As the CEO of a successful, quickly growing company, it’s surprising that Carl would be supportive of such an ambition. Their central vision said nothing about revenue, growth, high profit margins, or new markets—nothing about success in business. It’s entirely possible to be influential without ever becoming rich (just ask Franz Kafka), and it must be said that Mojang rejects the easy money. A comparison with perhaps the most well-known cell-phone game in history,
Angry Birds
, illustrates that quite clearly. It was very deliberately developed into a giant industry with a steady stream of sequels, stuffed dolls, and a planned stock market introduction. Rovio, the company behind the game, exploited its new-won victory when sales shot up, and redefined itself from a small company with a handful of employees to a well-oiled machine, driven with laser precision by business-development principles. Nothing says that Mojang couldn’t go in the same direction.

Jakob snorts when Rovio is mentioned, calling it a one-trick pony.

“They only have one game idea and that’s actually a copy of an existing game, where they’ve inserted graphics from an old project. They had one hit, and now they’re milking it like crazy.”

There are two main reasons why Mojang’s view of growth is different. First of all, the company was started around an existing success. The three owners decided which direction the company would take and used their own capital to take it there. Second, you need to take a look at who started Mojang. Jakob and Markus have never made a secret of their complete lack of interest in money matters. They are almost proud of not comprehending money, contracts, and things they associate with men in suits and ties. Carl seldom wears clothes different from what the others wear, but at the end of the day, it is still his job to be that man in the suit and tie. Markus has described the CEO’s job this way: to take care of “the boring stuff,” because Markus wants to stay busy with the fun stuff.

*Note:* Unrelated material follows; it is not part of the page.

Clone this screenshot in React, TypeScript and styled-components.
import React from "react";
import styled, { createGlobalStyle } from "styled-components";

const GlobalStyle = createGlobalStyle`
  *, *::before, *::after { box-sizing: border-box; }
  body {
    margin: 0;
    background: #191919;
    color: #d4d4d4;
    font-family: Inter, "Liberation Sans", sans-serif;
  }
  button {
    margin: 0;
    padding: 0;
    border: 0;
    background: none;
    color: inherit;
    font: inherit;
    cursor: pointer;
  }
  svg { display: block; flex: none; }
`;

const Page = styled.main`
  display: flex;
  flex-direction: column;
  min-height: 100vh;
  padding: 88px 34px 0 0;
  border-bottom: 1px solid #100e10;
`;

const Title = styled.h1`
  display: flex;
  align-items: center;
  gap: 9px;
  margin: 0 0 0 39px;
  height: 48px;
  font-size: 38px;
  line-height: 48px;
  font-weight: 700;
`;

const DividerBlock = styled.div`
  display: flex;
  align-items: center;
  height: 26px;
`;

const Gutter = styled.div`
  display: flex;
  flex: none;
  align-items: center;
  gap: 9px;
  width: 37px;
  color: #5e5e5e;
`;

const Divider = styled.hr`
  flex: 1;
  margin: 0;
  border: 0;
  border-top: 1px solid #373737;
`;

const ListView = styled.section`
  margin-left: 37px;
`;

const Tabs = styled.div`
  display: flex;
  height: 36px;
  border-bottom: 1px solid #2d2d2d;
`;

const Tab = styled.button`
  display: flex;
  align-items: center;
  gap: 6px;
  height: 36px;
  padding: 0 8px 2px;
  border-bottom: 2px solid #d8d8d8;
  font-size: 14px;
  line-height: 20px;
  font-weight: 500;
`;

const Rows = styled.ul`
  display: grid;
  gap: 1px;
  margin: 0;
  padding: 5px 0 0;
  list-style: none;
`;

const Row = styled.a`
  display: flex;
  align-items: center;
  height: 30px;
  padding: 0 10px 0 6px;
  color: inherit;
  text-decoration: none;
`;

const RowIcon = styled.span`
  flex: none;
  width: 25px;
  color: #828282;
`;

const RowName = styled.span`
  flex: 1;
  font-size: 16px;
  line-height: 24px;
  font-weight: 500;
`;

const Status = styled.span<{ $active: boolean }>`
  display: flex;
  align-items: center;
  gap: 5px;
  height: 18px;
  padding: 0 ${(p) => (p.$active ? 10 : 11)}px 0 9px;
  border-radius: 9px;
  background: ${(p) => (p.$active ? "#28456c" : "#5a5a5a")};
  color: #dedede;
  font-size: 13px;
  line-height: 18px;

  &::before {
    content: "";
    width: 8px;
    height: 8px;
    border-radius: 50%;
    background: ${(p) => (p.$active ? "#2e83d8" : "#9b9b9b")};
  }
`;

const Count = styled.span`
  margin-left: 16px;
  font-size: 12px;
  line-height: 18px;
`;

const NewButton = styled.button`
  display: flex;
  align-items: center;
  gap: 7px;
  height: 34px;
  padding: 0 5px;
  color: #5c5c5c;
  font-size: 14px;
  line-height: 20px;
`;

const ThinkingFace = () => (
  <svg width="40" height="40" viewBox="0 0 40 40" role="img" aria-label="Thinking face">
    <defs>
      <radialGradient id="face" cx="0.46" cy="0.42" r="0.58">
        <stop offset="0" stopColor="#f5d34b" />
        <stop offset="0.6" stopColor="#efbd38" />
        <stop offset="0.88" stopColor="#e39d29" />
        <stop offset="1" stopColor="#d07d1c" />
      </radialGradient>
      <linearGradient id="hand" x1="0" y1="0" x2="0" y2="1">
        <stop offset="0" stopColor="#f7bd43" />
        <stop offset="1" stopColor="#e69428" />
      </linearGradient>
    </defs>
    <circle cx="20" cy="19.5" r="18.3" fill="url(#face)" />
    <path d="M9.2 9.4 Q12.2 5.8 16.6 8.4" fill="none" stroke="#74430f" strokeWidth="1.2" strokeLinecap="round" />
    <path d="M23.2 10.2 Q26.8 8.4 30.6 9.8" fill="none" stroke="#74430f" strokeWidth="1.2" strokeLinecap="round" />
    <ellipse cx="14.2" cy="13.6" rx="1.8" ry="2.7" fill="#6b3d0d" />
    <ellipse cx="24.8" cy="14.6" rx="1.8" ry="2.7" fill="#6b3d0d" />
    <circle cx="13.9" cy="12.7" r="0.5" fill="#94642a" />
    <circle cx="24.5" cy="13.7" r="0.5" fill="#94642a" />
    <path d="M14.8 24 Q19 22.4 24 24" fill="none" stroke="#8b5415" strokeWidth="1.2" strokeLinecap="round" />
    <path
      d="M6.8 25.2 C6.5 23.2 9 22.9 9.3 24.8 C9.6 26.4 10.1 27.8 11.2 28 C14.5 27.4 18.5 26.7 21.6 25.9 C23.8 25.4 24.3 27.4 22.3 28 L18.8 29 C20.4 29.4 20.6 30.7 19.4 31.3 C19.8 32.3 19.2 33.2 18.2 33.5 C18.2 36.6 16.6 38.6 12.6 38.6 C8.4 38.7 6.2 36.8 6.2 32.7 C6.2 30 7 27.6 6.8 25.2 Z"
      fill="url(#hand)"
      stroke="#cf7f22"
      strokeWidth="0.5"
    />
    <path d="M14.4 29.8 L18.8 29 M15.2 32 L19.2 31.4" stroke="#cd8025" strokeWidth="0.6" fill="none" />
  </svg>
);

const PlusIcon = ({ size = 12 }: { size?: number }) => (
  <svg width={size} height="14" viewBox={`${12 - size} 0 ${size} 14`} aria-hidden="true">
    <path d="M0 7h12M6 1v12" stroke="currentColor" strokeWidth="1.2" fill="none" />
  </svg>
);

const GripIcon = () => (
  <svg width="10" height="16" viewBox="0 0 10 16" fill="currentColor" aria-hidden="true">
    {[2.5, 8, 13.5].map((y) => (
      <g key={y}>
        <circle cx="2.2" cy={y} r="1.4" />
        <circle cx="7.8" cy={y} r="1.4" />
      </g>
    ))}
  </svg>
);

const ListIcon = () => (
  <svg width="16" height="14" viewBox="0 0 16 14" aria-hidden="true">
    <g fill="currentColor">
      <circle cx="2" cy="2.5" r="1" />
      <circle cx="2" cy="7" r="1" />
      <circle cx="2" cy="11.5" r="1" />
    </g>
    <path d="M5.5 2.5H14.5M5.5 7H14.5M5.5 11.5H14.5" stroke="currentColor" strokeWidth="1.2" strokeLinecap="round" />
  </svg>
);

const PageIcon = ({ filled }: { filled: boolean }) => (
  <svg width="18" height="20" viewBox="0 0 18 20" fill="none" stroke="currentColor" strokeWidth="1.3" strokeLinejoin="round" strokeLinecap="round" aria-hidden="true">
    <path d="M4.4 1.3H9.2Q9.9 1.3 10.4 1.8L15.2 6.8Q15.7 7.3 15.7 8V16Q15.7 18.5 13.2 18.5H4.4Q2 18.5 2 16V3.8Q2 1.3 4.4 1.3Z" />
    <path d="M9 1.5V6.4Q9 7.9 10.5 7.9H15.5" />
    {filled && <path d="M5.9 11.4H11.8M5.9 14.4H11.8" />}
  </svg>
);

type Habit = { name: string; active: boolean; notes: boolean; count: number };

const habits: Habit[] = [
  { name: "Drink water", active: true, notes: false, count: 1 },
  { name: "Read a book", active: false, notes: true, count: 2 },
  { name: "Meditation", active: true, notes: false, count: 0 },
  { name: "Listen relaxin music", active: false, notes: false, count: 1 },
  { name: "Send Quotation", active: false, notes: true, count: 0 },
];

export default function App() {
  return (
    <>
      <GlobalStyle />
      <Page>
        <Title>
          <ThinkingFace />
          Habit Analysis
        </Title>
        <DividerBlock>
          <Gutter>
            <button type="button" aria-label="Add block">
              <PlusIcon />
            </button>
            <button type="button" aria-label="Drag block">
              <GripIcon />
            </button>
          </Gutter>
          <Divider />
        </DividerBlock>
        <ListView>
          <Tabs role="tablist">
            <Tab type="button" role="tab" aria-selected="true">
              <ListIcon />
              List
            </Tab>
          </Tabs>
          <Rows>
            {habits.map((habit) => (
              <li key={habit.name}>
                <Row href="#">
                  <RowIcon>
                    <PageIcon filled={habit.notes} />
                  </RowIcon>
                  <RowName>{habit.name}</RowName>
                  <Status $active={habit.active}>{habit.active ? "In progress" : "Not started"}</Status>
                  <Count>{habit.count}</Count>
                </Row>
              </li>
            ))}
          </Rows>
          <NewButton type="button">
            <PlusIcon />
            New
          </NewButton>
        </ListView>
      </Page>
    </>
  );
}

That’s why there is no planned sequel to
Minecraft
or new levels available for download at an extra cost. According to the extant logic of the game business, the plans for
Minecraft 2
would have already been under way and there would be many expansion kits to get existing customers to pay once more. Instead, completely separate games, such as
Scrolls
, are growing within the walls of the company.

Investors who have been involved in some of Sweden’s and the world’s fastest-growing technology companies are completely baffled by this strategy. But they will only comment anonymously, probably because they are holding onto hopes of realizing future profits on Mojang’s success.

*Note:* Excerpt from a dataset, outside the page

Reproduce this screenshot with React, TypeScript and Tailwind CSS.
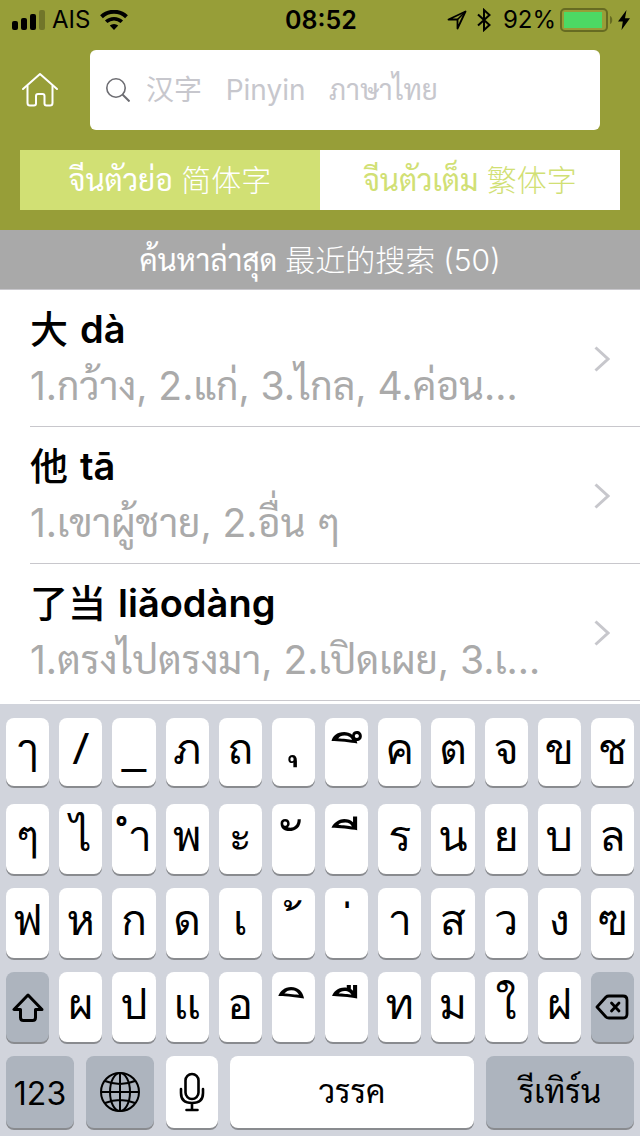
import clsx from "clsx";
import type { ReactNode } from "react";

const entries = [
  { word: "大", pinyin: "dà", meaning: "1.กว้าง, 2.แก่, 3.ไกล, 4.ค่อน…" },
  { word: "他", pinyin: "tā", meaning: "1.เขาผู้ชาย, 2.อื่น ๆ" },
  { word: "了当", pinyin: "liǎodàng", meaning: "1.ตรงไปตรงมา, 2.เปิดเผย, 3.เ…" },
];

type Letter = string | { mark: string; kind: "vowel" | "tone" | "below" | "am" };

// combining vowels and tone marks sit on no-break spaces so they show without a dotted circle
const firstRow: Letter[] = ["ๅ", "/", "_", "ภ", "ถ", { mark: "\u00a0ุ", kind: "below" }, { mark: "\u00a0\u00a0ึ", kind: "vowel" }, "ค", "ต", "จ", "ข", "ช"];
const secondRow: Letter[] = ["ๆ", "ไ", { mark: "ำ", kind: "am" }, "พ", "ะ", { mark: "\u00a0ั", kind: "vowel" }, { mark: "\u00a0\u00a0ี", kind: "vowel" }, "ร", "น", "ย", "บ", "ล"];
const thirdRow: Letter[] = ["ฟ", "ห", "ก", "ด", "เ", { mark: "\u00a0้", kind: "tone" }, { mark: "\u00a0่", kind: "tone" }, "า", "ส", "ว", "ง", "ฃ"];
const fourthRow: Letter[] = ["ผ", "ป", "แ", "อ", { mark: "\u00a0\u00a0ิ", kind: "vowel" }, { mark: "\u00a0\u00a0ื", kind: "vowel" }, "ท", "ม", "ใ", "ฝ"];

const markStyles = {
  vowel: "pt-3 text-[56px]",
  tone: "pt-[22px] text-[48px]",
  below: "pb-9 text-[56px]",
  am: "pb-[6px] pl-3 text-[43px]",
};

function StatusBar() {
  return (
    <div className="grid h-10 grid-cols-[1fr_auto_1fr] items-center pr-[10px] pl-3 text-[24px] leading-none text-black">
      <div className="flex items-center gap-[6px]">
        <svg width="34" height="20" viewBox="0 0 34 20" aria-hidden="true">
          <rect x="0" y="11" width="6" height="9" rx="2" />
          <rect x="9" y="8" width="6" height="12" rx="2" />
          <rect x="18" y="4" width="6" height="16" rx="2" />
          <rect x="27" y="0" width="6" height="20" rx="2" opacity="0.25" />
        </svg>
        <span>AIS</span>
        <svg width="28" height="20" viewBox="0 0 28 20" className="ml-1" aria-hidden="true">
          <path d="M1.500 6.800a18 18 0 0 1 25 0" fill="none" stroke="black" strokeWidth="4" />
          <path d="M6.200 11.800a11.300 11.300 0 0 1 15.600 0" fill="none" stroke="black" strokeWidth="3.600" />
          <path d="M9.800 15.600a6.200 6.200 0 0 1 8.400 0L14 20Z" />
        </svg>
      </div>
      <div className="text-[25px] font-semibold">08:52</div>
      <div className="flex items-center justify-end">
        <svg width="20" height="20" viewBox="0 0 20 20" className="mr-[10px]" aria-hidden="true">
          <path d="M1.500 9.500 18.500 1.500 10.500 18.500V9.500Z" fill="none" stroke="black" strokeWidth="1.800" strokeLinejoin="round" />
          <path d="m10.500 9.500 8-8" stroke="black" strokeWidth="1.600" />
        </svg>
        <svg width="14" height="24" viewBox="0 0 14 24" className="mr-3" aria-hidden="true">
          <path d="M1 6.500 12.500 17 7 22V2l5.500 5L1 17.500" fill="none" stroke="black" strokeWidth="2" />
        </svg>
        <span className="mr-1">92%</span>
        <svg width="54" height="24" viewBox="0 0 54 24" className="mr-1" aria-hidden="true">
          <rect x="1" y="1" width="46" height="22" rx="4" fill="none" stroke="#666b22" strokeWidth="2" />
          <rect x="4" y="4" width="38" height="16" fill="#4cd964" />
          <path d="M50 8v8c3-1 3-7 0-8Z" fill="#666b22" />
        </svg>
        <svg width="12" height="20" viewBox="0 0 12 20" aria-hidden="true">
          <path d="M8.500 0 0 11.500h4.800L3.500 20 12 8.200H7Z" />
        </svg>
      </div>
    </div>
  );
}

function SearchHeader() {
  return (
    <header className="bg-[#979e38]">
      <StatusBar />
      <div className="flex items-center pt-[10px] pr-10 pl-5">
        <a href="#home" aria-label="Home" className="mr-[30px]">
          <svg width="40" height="40" viewBox="0 0 40 40" fill="none" stroke="white" strokeWidth="2" strokeLinejoin="round" strokeLinecap="round" aria-hidden="true">
            <path d="M3 19 20 4l17 15" />
            <path d="M7.500 16v17q0 2.500 2.500 2.500h4q2 0 2-2V26q0-2 2-2h4.500q2 0 2 2v7.500q0 2 2 2H30q2.500 0 2.500-2.500V16" />
          </svg>
        </a>
        <label className="flex h-20 flex-1 items-center rounded-md bg-white pl-4">
          <svg width="24" height="24" viewBox="0 0 24 24" fill="none" stroke="#6d6d72" strokeWidth="1.600" aria-hidden="true">
            <circle cx="10" cy="10" r="9.200" />
            <path d="m16.500 16.500 7 7" strokeWidth="2" />
          </svg>
          <input type="search" aria-label="Search" placeholder={"汉字   Pinyin   ภาษาไทย"} className="ml-4 h-full min-w-0 flex-1 text-[28px] outline-none placeholder:text-[#c7c7cd]" />
        </label>
      </div>
      <div className="grid grid-cols-2 p-5 text-[30px] leading-none">
        <button type="button" aria-pressed="true" className="h-[60px] bg-[#d1e074] text-white">
          จีนตัวย่อ <span className="font-light">简体字</span>
        </button>
        <button type="button" aria-pressed="false" className="h-[60px] bg-white text-[#d1e074]">
          จีนตัวเต็ม <span className="font-light">繁体字</span>
        </button>
      </div>
    </header>
  );
}

function Key({ children, dark, label, className }: { children: ReactNode; dark?: boolean; label?: string; className?: string }) {
  return (
    <button
      type="button"
      aria-label={label}
      className={clsx("flex items-center justify-center rounded-lg leading-none text-black shadow-[0_2px_0_#898b8f]", dark ? "bg-[#adb4be]" : "bg-white", className)}
    >
      {children}
    </button>
  );
}

function LetterKeys({ letters }: { letters: Letter[] }) {
  return letters.map((letter, i) => (
    <Key key={i} className={clsx("h-full min-w-0 font-['Loma','Sarabun',sans-serif]", typeof letter === "string" ? "pb-[6px] text-[43px]" : markStyles[letter.kind])}>
      {typeof letter === "string" ? letter : letter.mark}
    </Key>
  ));
}

function Keyboard() {
  return (
    <div className="bg-[#d1d4dc] px-[6px] pt-[14px] pb-2">
      <div className="mb-[18px] grid auto-rows-[68px] grid-cols-12 gap-x-[10px]">
        <LetterKeys letters={firstRow} />
      </div>
      <div className="grid auto-rows-[70px] grid-cols-12 gap-x-[10px] gap-y-[14px]">
        <LetterKeys letters={secondRow} />
        <LetterKeys letters={thirdRow} />
        <Key dark label="Shift" className="h-full">
          <svg width="32" height="30" viewBox="0 0 32 30" fill="none" stroke="black" strokeWidth="3" strokeLinejoin="round" aria-hidden="true">
            <path d="M16 3 2 17.500h6.500v8q0 3 3 3h9q3 0 3-3v-8H30Z" />
          </svg>
        </Key>
        <LetterKeys letters={fourthRow} />
        <Key dark label="Delete" className="h-full">
          <svg width="34" height="26" viewBox="0 0 34 26" fill="none" stroke="black" strokeWidth="2.800" strokeLinejoin="round" strokeLinecap="round" aria-hidden="true">
            <path d="M2 13 11 3q1-1 3-1h14q4 0 4 4v14q0 4-4 4H14q-2 0-3-1Z" />
            <path d="m16.500 9 7.500 8m0-8-7.500 8" />
          </svg>
        </Key>
      </div>
      <div className="mt-[14px] flex h-[72px] gap-3">
        <Key dark className="w-[68px] pt-1 text-[32px]">
          123
        </Key>
        <Key dark label="Next keyboard" className="w-[68px]">
          <svg width="40" height="40" viewBox="0 0 40 40" fill="none" stroke="black" strokeWidth="2" aria-hidden="true">
            <circle cx="20" cy="20" r="19" />
            <ellipse cx="20" cy="20" rx="10" ry="19" />
            <path d="M20 1v38M1 20h38M5 9q15 6 30 0M5 31q15-6 30 0" />
          </svg>
        </Key>
        <Key label="Dictation" className="w-[52px]">
          <svg width="26" height="40" viewBox="0 0 26 40" fill="none" stroke="black" strokeWidth="2.600" strokeLinecap="round" aria-hidden="true">
            <rect x="6.500" y="2" width="13" height="25" rx="6.500" />
            <path d="M2 17v4q0 10 11 10t11-10v-4M13 31v7M7.500 38h11" />
          </svg>
        </Key>
        <Key className="flex-1 text-[32px]">วรรค</Key>
        <Key dark className="w-[148px] text-[32px]">
          รีเทิร์น
        </Key>
      </div>
    </div>
  );
}

export default function App() {
  return (
    <div className="bg-white font-['Inter','Sarabun','Noto_Sans_Thai_Looped','Noto_Sans_CJK_SC',sans-serif]">
      <SearchHeader />
      <main className="pb-[3px]">
        <h1 className="flex h-[60px] items-center justify-center gap-2 border-b border-[#c8c7cc] bg-[#a9a9a9] text-[30px] leading-none font-light text-white">
          <span className="font-normal">ค้นหาล่าสุด</span>
          <span>最近的搜索</span>
          <span>(50)</span>
        </h1>
        <ul className="pl-[30px]">
          {entries.map((entry) => (
            <li key={entry.word} className="border-b border-[#c8c7cc]">
              <a href="#entry" className="flex h-[136px] items-center justify-between pt-[2px] pr-[30px]">
                <div className="whitespace-nowrap">
                  <div className="flex h-[54px] items-baseline gap-3 text-[38px] leading-[54px] text-black">
                    <span className="font-medium">{entry.word}</span>
                    <span className="font-semibold">{entry.pinyin}</span>
                  </div>
                  <div className="h-[60px] text-[39px] leading-[60px] text-[#aaaaaa]">{entry.meaning}</div>
                </div>
                <svg width="16" height="26" viewBox="0 0 16 26" fill="none" stroke="#c7c7cc" strokeWidth="3" aria-hidden="true">
                  <path d="m1.500 1.500 12.500 11.500-12.500 11.500" />
                </svg>
              </a>
            </li>
          ))}
        </ul>
      </main>
      <Keyboard />
    </div>
  );
}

“The cost of every missed opportunity to work with
Minecraft
is enormous,” says one of them. “Every second they invest in something else takes time away from what they could be doing with
Minecraft
.”

Carl’s method for keeping his balance is to innovate around
Minecraft
, that is to say, alongside it, instead of squeezing the game into conventional business logic. Mostly, he hopes for a service that makes it simpler to play
Minecraft
with others online. Starting a server where several
Minecraft
players can meet and build together is notoriously complicated. Inventive businesses have for years offered professionally hosted servers for a fee. Now Mojang wants to do the same. Renting out official
Minecraft
servers would make playing the game easier, but it would also cure Mojang’s big business weakness: customers who pay once and then expect free updates forever. If enough people were to go for it, it would give Mojang a steady source of income without the game’s sanctity being compromised. The sights are set on 50 million players.

It is not easy for Carl to take Mojang in a different direction, and not just because Markus and Jakob own the lion’s share of the company. It was free experimentation that led to the creation of
Minecraft
. Mojang was founded on the view of the game developer as an artist, with all the freedom and quirkiness that entails. That is what made it possible for everyone in that office on Åsögatan to live well on their success, not on business plans or market analyses or a carefully planned PR strategy. Carl knows all this. Perhaps his most difficult task is the balancing act of being CEO for a company that doesn’t really want to be a company. At least, not in the same way as other companies are.

By the end of 2011, Mojang’s influence on the gaming world was undeniable. The Internet was flooded with more or less obvious attempts to copy
Minecraft
’s success. Every word from Markus or one of the others at Mojang was elevated in the press to the status of prophecy. When Epic Games, well known for lavish war games such as
Gears of War
and
Unreal Tournament
, premiered its new title,
Fortnite
, the director of design, Lee Perry, mentioned
Minecraft
as one of their most important sources of inspiration.

But indie? Can you even be indie with over $70 million in the bank?

In winter 2012, Mojang struck a license agreement with Danish LEGO. Shortly thereafter, the first LEGO kits on a
Minecraft
theme popped up in stores. Markus’s desk at Mojang was soon full of gray, green, and brown
Minecraft
LEGO bricks and small plastic LEGO Creepers. Markus, Jakob, Carl, Jens, and the others took part in the marketing campaign, even participating in a small ad that was uploaded onto YouTube.

It’s not hard to imagine how moved Markus was when he held the LEGO pieces in his hand for the first time. No matter whom you ask, LEGO is always among the first things mentioned when the subject of Markus’s childhood comes up. Furthermore, it’s perhaps the clearest source of inspiration behind the game that made him a multimillionaire. But you can also turn that line of reasoning around and consider the LEGO toys as a sign that Mojang was moving in a different direction than its founders had intended. When asked what the most important thing is for his company, Markus always answers that it’s to be able to do “exactly the games we want to.” The goal is definitely not to become a Rovio (a cynical profit machine, in his eyes) instead of a company based on the love of good games.

To any outsider observing Mojang at this time, the difference was not so apparent. Like Rovio, Mojang made almost all its money on a single game, and like
Angry Birds
,
Minecraft
hasn’t changed radically since its birth. Mojang’s proceeds from merchandizing have soared. Via online shops, Mojang was selling T-shirts, posters, toy Creepers, foam-rubber pickaxes, refrigerator magnets—even baby onesies with
Minecraft
prints. In addition, there is talk of plans for Hollywood movies and contracts with several more toymakers. The more money that flowed in, the more obvious it was that
Minecraft
was changing. The game was on its way to becoming something that Markus could no longer control.